As mentioned earlier, with the children away from the compound the risk for continued abuse during the investigation was zero. Now that they have been replaced, the risk of abuse returns, as does the risk of tainted evidence. Should either of these situations arise, the accountability becomes the judge's.
By Rob
Jun 8, 2008 7:13 PM | Link to this
Robbie, I don't know how you think "Texas" law works but in the United States there is a thing called "due process". No criminal charges have been filed as a result of this investigation and no crime has been committed. We all know now that the call was a hoax. Texas was wrong to take the children.
By Robbie
Jun 8, 2008 6:07 PM | Link to this
dlr,
I'm not sure how they do things in Wisconsin, but in Texas we have laws. Our laws prohibit sexual contact of adults with minors, no matter what religion you may claim. It does not matter to the law whether you are FLDS, Baptist, Catholic, Hindu, etc. Sexual contact with minors is illegal. That is what prompted the raid, not their religion. Texas law enforcement rightfully removed the children from their abusive environment in a professional, forthright, and cordial manner, as written in the link I posted. While caring and loving mothers turned the other cheek community elders preyed upon young girls. It is evidenced by their growing wombs. And state judges have returned them to that environment. Should the abuse continue, the guilt will lie equally behind their gavels.
By dlr
Jun 8, 2008 3:57 PM | Link to this
At least no one died in this standoff - Did I read that correctly? I have agonized over the plight of the FLDS children for the past two months. Who in their right mind would take nursing toddlers away from their mothers? I would trust my children to these parents any day before trusting them to the CPS.
Robbie - Life was not lost do to exemplified law-enforcement professionalism but to the fact that the FLDS follows the teaching from the Christian Bible to Turn you cheek.
A lot of hate has come forth out of the FLDS raid, and it has steeled me, to further walk away from the Western Culture.
From the sidelines in Wiscosin.
By Robbie
Jun 8, 2008 3:40 PM | Link to this
CPSWatch,
The raid was carried out by the Texas Rangers, and according the their Captain, "Texas Ranger Capt. Barry] Caver said no shots were ever fired on the ranch." [Facts...Facts...Facts...

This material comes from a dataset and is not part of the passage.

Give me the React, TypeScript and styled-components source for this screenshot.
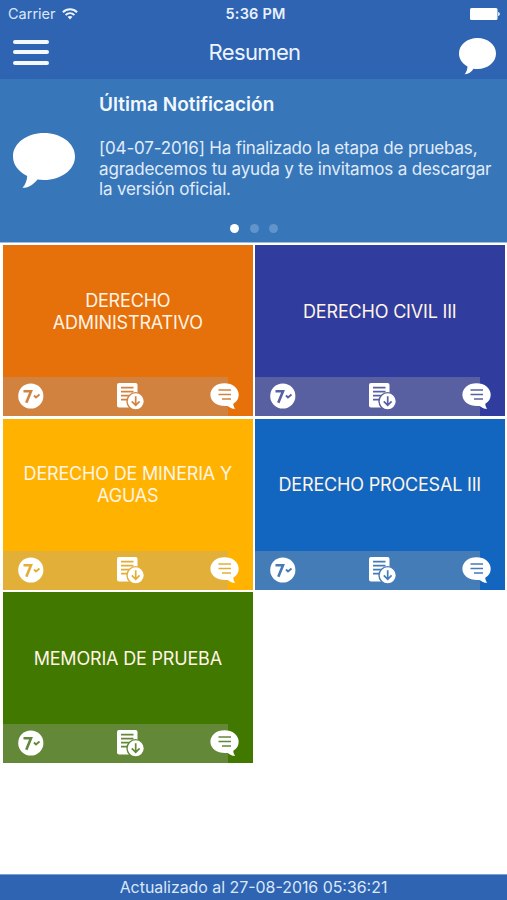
import React from "react";
import styled, { createGlobalStyle } from "styled-components";

const GlobalStyle = createGlobalStyle`
  * { box-sizing: border-box; }
  body { margin: 0; background: #fff; font-family: Inter, "Liberation Sans", sans-serif; }
`;

const Screen = styled.div`
  width: 507px;
  height: 900px;
  display: flex;
  flex-direction: column;
  overflow: hidden;
  background: #fff;
`;

const Header = styled.header`
  height: 79px;
  flex: none;
  background: #2e64b1;
  color: #fff;
`;

const StatusBar = styled.div`
  height: 27px;
  display: grid;
  grid-template-columns: 1fr auto 1fr;
  align-items: center;
  padding: 1px 7px 0 8px;
`;

const Carrier = styled.div`
  display: flex;
  align-items: center;
  gap: 6px;
  font-size: 14.5px;
  line-height: 18px;
  color: #dbe7fa;
`;

const Clock = styled.div`
  padding-left: 3px;
  font-size: 14.5px;
  line-height: 18px;
  font-weight: 600;
  letter-spacing: 0.2px;
  color: #e9f1ff;
`;

const BatterySlot = styled.div`
  display: flex;
  justify-content: flex-end;
`;

const NavBar = styled.div`
  height: 52px;
  display: grid;
  grid-template-columns: 1fr auto 1fr;
  padding: 0 11px 0 13px;
`;

const MenuButton = styled.div`
  width: 36px;
  padding-top: 13px;
  display: flex;
  flex-direction: column;
  gap: 6.4px;
`;

const MenuLine = styled.span`
  height: 4px;
  border-radius: 2px;
  background: #f4f8ff;
`;

const Title = styled.h1`
  margin: 0;
  padding-top: 11px;
  font-size: 22px;
  line-height: 28px;
  font-weight: 400;
  letter-spacing: -0.65px;
  color: #edf3ff;
`;

const NavAction = styled.div`
  display: flex;
  justify-content: flex-end;
  padding-top: 10.7px;
`;

const Notice = styled.section`
  height: 164px;
  flex: none;
  display: flex;
  flex-direction: column;
  background: #3776b9;
  border-bottom: 1px solid #9dbde0;
`;

const NoticeBody = styled.div`
  height: 144px;
  display: flex;
  padding: 0 0 0 13px;
`;

const NoticeIcon = styled.div`
  width: 86px;
  flex: none;
  padding-top: 54px;
`;

const NoticeTitle = styled.h2`
  margin: 0;
  padding-top: 13px;
  font-size: 19px;
  line-height: 25px;
  font-weight: 600;
  color: #f3f8ff;
`;

const NoticeText = styled.p`
  margin: 21.4px 0 0;
  font-size: 17px;
  line-height: 20.3px;
  letter-spacing: -0.17px;
  white-space: nowrap;
  color: #e0ecfa;
`;

const Dots = styled.div`
  display: flex;
  justify-content: center;
  gap: 10.7px;
  padding: 1px 0 0 1px;
`;

const Dot = styled.span<{ $active?: boolean }>`
  width: 9px;
  height: 9px;
  border-radius: 50%;
  background: ${(p) => (p.$active ? "#fff" : "#6094cb")};
`;

const Grid = styled.main`
  flex: 1;
  display: grid;
  grid-template-columns: 249.6px 249.6px;
  grid-auto-rows: 170.8px;
  column-gap: 2.4px;
  row-gap: 2.8px;
  padding: 2.2px 3px;
`;

const Tile = styled.article<{ $color: string }>`
  display: flex;
  flex-direction: column;
  background: ${(p) => p.$color};
`;

const TileName = styled.div`
  flex: 1;
  display: flex;
  align-items: center;
  justify-content: center;
  padding-top: 1.4px;
  text-align: center;
  font-size: 18px;
  line-height: 22px;
  letter-spacing: -0.18px;
  white-space: pre-line;
  color: #fff4e6;
`;

const TileBar = styled.div`
  width: 225px;
  height: 39px;
  display: flex;
  padding: 5px 0 0 15px;
  background: rgba(167, 167, 167, 0.335);
`;

const TileIcon = styled.span<{ $width: number }>`
  width: ${(p) => p.$width}px;
  flex: none;
  svg { display: block; }
`;

const Footer = styled.footer`
  height: 26px;
  flex: none;
  border-top: 1px solid #7d9fce;
  background: #2e64b1;
  color: #dbe7fa;
  text-align: center;
  font-size: 15.9px;
  line-height: 25px;
`;

function Bubble({ width, height }: { width: number; height: number }) {
  return (
    <svg width={width} height={height} viewBox="0 0 62 56" preserveAspectRatio="none" fill="#fff">
      <path d="M31 0C48 0 62 10 62 23.5S48 47 31 47C28.500 47 26.500 46.800 24.500 46.500C20.500 51.500 15.500 55 9.500 54.800C12.500 51.500 14 47.500 14.200 43C5.500 38.500 0 32 0 23.500C0 10 14 0 31 0Z" />
    </svg>
  );
}

function Wifi() {
  return (
    <svg width="16" height="12" viewBox="0 0 16 12" fill="none" stroke="#edf4ff" strokeWidth="2">
      <path d="M.9 4.300C5 .3 11 .3 15.100 4.300M3.600 7C6.200 4.600 9.800 4.600 12.400 7" />
      <path d="M5.500 8.800C7 7.600 9 7.600 10.500 8.800L8 11.400Z" fill="#edf4ff" stroke="none" />
    </svg>
  );
}

function Battery() {
  return (
    <svg width="30" height="12" viewBox="0 0 30 12" fill="#fff">
      <rect width="27.500" height="12" rx="1.500" />
      <path d="M28.200 4C30.300 4.600 30.300 7.400 28.200 8Z" />
    </svg>
  );
}

function GradeIcon({ ink }: { ink: string }) {
  return (
    <svg width="26" height="28" viewBox="0 0 26 28" fill="none" stroke={ink}>
      <circle cx="12.800" cy="14" r="12.600" fill="#fff" stroke="none" />
      <path d="M5.500 9.300H13L8.300 20.800" strokeWidth="2.600" />
      <path d="M16 13.500L18 15.500L21.500 12.600" strokeWidth="1.900" />
    </svg>
  );
}

function FileIcon({ ink }: { ink: string }) {
  return (
    <svg width="29" height="28" viewBox="0 0 29 28" fill="none" stroke={ink}>
      <path d="M3 1H19.500Q21.500 1 21.500 3V12L14 25.500H3Q1 25.500 1 23.500V3Q1 1 3 1Z" fill="#fff" stroke="none" />
      <path d="M5 5.700H17.500M5 9.700H17.500M5 13.700H13M5 17.700H11" strokeWidth="1.700" />
      <circle cx="19.700" cy="19.300" r="8.700" fill="#fff" strokeWidth="1.400" />
      <path d="M19.700 14.200V23.200M15.800 19.400L19.700 23.300L23.600 19.400" strokeWidth="1.700" />
    </svg>
  );
}

function CommentIcon({ ink }: { ink: string }) {
  return (
    <svg width="29" height="28" viewBox="0 0 29 28" fill="none" stroke={ink}>
      <path d="M14.500 1.200C22.500 1.200 28.700 6 28.700 12.700C28.700 16.700 26.800 19.700 23.300 21.700C23.300 23.700 24 25.200 25.300 26.800C21.800 26.700 19.500 25.500 17.700 23.900C8 24.900.4 20 .4 12.700C.4 6 6.500 1.200 14.500 1.200Z" fill="#fff" stroke="none" />
      <path d="M8.500 8H21M8.500 12.500H21M12 17H21" strokeWidth="1.500" />
    </svg>
  );
}

const subjects = [
  { name: "DERECHO\nADMINISTRATIVO", color: "#e6700a", ink: "#d28341" },
  { name: "DERECHO CIVIL III", color: "#303d9e", ink: "#5860a2" },
  { name: "DERECHO DE MINERIA Y\nAGUAS", color: "#ffb300", ink: "#e3ae36" },
  { name: "DERECHO PROCESAL III", color: "#1366c0", ink: "#457bb8" },
  { name: "MEMORIA DE PRUEBA", color: "#417800", ink: "#638839" },
];

export default function App() {
  return (
    <>
      <GlobalStyle />
      <Screen>
        <Header>
          <StatusBar>
            <Carrier>Carrier <Wifi /></Carrier>
            <Clock>5:36 PM</Clock>
            <BatterySlot><Battery /></BatterySlot>
          </StatusBar>
          <NavBar>
            <MenuButton><MenuLine /><MenuLine /><MenuLine /></MenuButton>
            <Title>Resumen</Title>
            <NavAction><Bubble width={37} height={37} /></NavAction>
          </NavBar>
        </Header>
        <Notice>
          <NoticeBody>
            <NoticeIcon><Bubble width={62} height={56} /></NoticeIcon>
            <div>
              <NoticeTitle>Última Notificación</NoticeTitle>
              <NoticeText>
                [04-07-2016] Ha finalizado la etapa de pruebas,<br />
                agradecemos tu ayuda y te invitamos a descargar<br />
                la versión oficial.
              </NoticeText>
            </div>
          </NoticeBody>
          <Dots><Dot $active /><Dot /><Dot /></Dots>
        </Notice>
        <Grid>
          {subjects.map((s) => (
            <Tile key={s.name} $color={s.color}>
              <TileName>{s.name}</TileName>
              <TileBar>
                <TileIcon $width={98}><GradeIcon ink={s.ink} /></TileIcon>
                <TileIcon $width={94}><FileIcon ink={s.ink} /></TileIcon>
                <TileIcon $width={29}><CommentIcon ink={s.ink} /></TileIcon>
              </TileBar>
            </Tile>
          ))}
        </Grid>
        <Footer>Actualizado al 27-08-2016 05:36:21</Footer>
      </Screen>
    </>
  );
}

This story offers as many details of the raid as I have seen.
By CPSWatch
Jun 8, 2008 11:10 AM | Link to this
Actually, shots were fired by the police. FLDS did not return the fire. Facts...Facts...Facts... the truth is bad enough, we don't need to exaggerate it.
By Robbie
Jun 8, 2008 9:36 AM | Link to this
This is weird. What I'm about to say shocks me. Good editorial, John. The State of Texas showed resolve in this matter, having learned from the past law-enforcement blunder, in removing children from their abusers. Not a shot was fire, nor life lost in this "raid" which exemplified law-enforcement professionalism.
It all seems to be in vain considering that the children are now back in the hands of their abusers while the investigation is still pending. Shame on those judges for allowing those children to return to that environment before the legal system had the chance to prove guilt or innocense. With the children away, the chance for continued abuse by FLDS elders was zero. Now that the judges have returned them, that chance looms in the back of the minds of those children. Should that abuse continue, the responsibility lies directly on the shoulders of those appointed to direct justice.
By Fred
Jun 8, 2008 8:00 AM | Link to this
Waco's Branch Davidian Children's "slaughter" will never be forgotten. Remember Waco.
By Doug
Jun 8, 2008 6:57 AM | Link to this
Good editorial! Thanks on behalf of children - and child advocates.